Why is land in South Africa rising? Droughts may have a role to play
Land in South Africa has been rising at the rate of 2 millimetres per year, according to a recent report. Between 2012 and 2020, the land rose by about 6mm, showed data published in the Journal of Geophysical Research: Solid Earth in March 2025.
The general understanding that the rise is due to hot magma rising from the Earth’s mantle at the Quathlamba hotspot (a geological feature located in South Africa) or a seismic activity, may not be the driving force this time, the authors of the report indicated.
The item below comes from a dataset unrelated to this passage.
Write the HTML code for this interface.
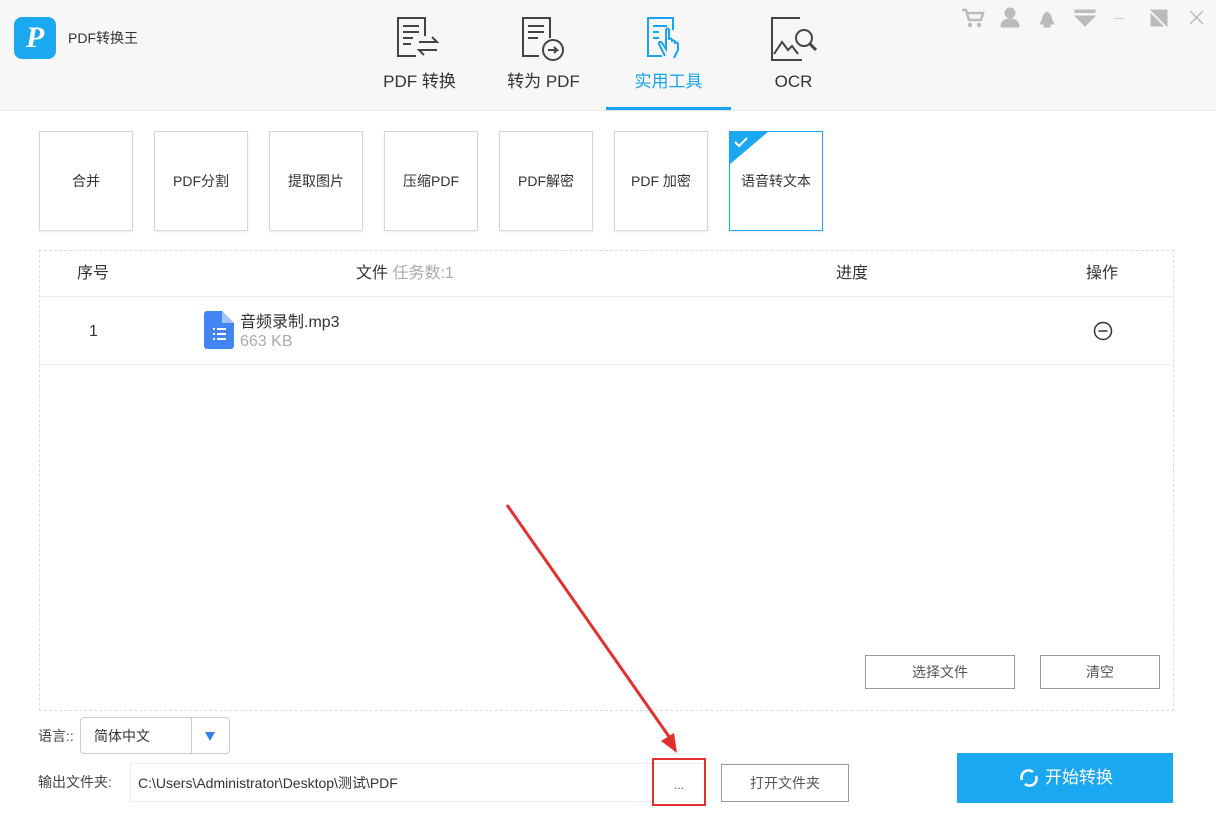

Instead, loss of water during droughts may have caused the earth’s surface to bounce up as an elastic response when excess water (groundwater, soil moisture, surface water) was removed. The mass of water pressing down the Earth's crust is reduced, resulting in upward lift of the crust, the authors explained.
Christian Mielke, researcher at the University of Bonn and lead author of the study, told Down To Earth (DTE) that the initial objective of the study was to ascertain whether the decline in surface water levels during the severe Cape Town drought from the year 2015 to year 2018 could be quantified by inverting the land lift.
The rise is measured by the South African Global Navigation Satellite System (GNSS)-Trignet base stations, which are fitted with receivers and antennas. Data is continuously transmitted from each base station to a control centre that processes the real-time data for users, in relation to the loss of water mass.
Applying the methodology to the entire country revealed that GNSS-observed vertical land motion in nearly all regions of South Africa are closely correlated with water mass changes observed by models and satellite data.
They analysed GPS data from 2000-2021 to track the vertical land movements which were then translated to equivalent water loss using various geophysical models.
The decrease in Total Water Storage (TWS) findings were validated using satellite gravity data from GRACE and other hydrological models. GNSS findings of land lift also coincided with the periods of drought in the Cape Town.
Mielke told DTE that the land lift observed by GNSS was affected by the total water storage, including groundwater, soil moisture and surface water.
But DTE reports have also shown that over extraction of groundwater has led to land subsidence. So what was different in this case? Also, are there other factors contributing to each of the two cases (land subsidence and upliftment)?
In a correspondence with DTE, Meilke explained the distinction between the two effects. In the loading effect, variations in surface mass load (load from water mass in this case) deform the Earth’s crust. If the water on the crust disappears, the crust bulges out at this position, the researcher said. In the poro-elastic effect, the land sinks when water-filled pores or aquifer dry out and collapse, he noted.
Which effect is more dominant depends on whether more surface water or groundwater is lost, and what the local poro-elastic properties are, Meilke told DTE. Effects of mantle flow, dynamic topography, poro-elastic effects might be in the observed signal as well, he added.
An uplift over South Africa during the drought years and some stations also showed subsidence in this time period, the author said.
On an average, South Africans use 237 litres of water per person per day, which is higher than the global average of the 173 litres of water per person per day, the findings in the report showed. Gauteng and Western Cape provinces, for instance, are home to famous cities like Pretoria and Cape Town with very high consumption of water.
Cape Town has been witnessing Day Zero since 2015, where it often lands into conditions where the taps are on the verge of drying up.
Even areas that typically receive rain throughout the year also suffered levels below the extractable limit. A DTE research also recently reported that Johannesburg, the richest city of South Africa, was in a similar situation.
The crisis is made worse by inequality. A survey in Cape Town revealed that the richest 13.7 per cent of people used more than 51 per cent of the water consumed by the entire city, where elite households were found consuming upto 2,161 litres of water per day and the upper-middle-income households reached about 988.78 litres per day. Informal dwellers and lower-income households, which together constitute about 61.5 per cent of Cape Town’s population, consumed 27.3 per cent of the city’s water, the data showed. Lower-income families used only 178 litres per day and informal households consumed 41 litres a day, the survey revealed.
The findings of the study highlight how urbanisation is causing a continuous damage and nature is providing subtle evidences for societies to rethink and redesign our cities.
DTE had previously reported that with Earth's soil moisture decreasing irreversibly, the planet's crust is losing its ability to recharge groundwater. Thus, the effects of over-extraction of groundwater, with ruthless concretisation ignoring water sinks, go beyond the visible effects of land subsidence or rise and are more long-term.
Cape Town and other cities in similar condition should look into managing its water resources effectively to reduce wastage, recycling treated wastewater and focusing on recharging and conserving rainwater. With climate change, the resource gap will widen. Thus, a redesigned approach to manage, distribute and utilise resources is the need of the hour.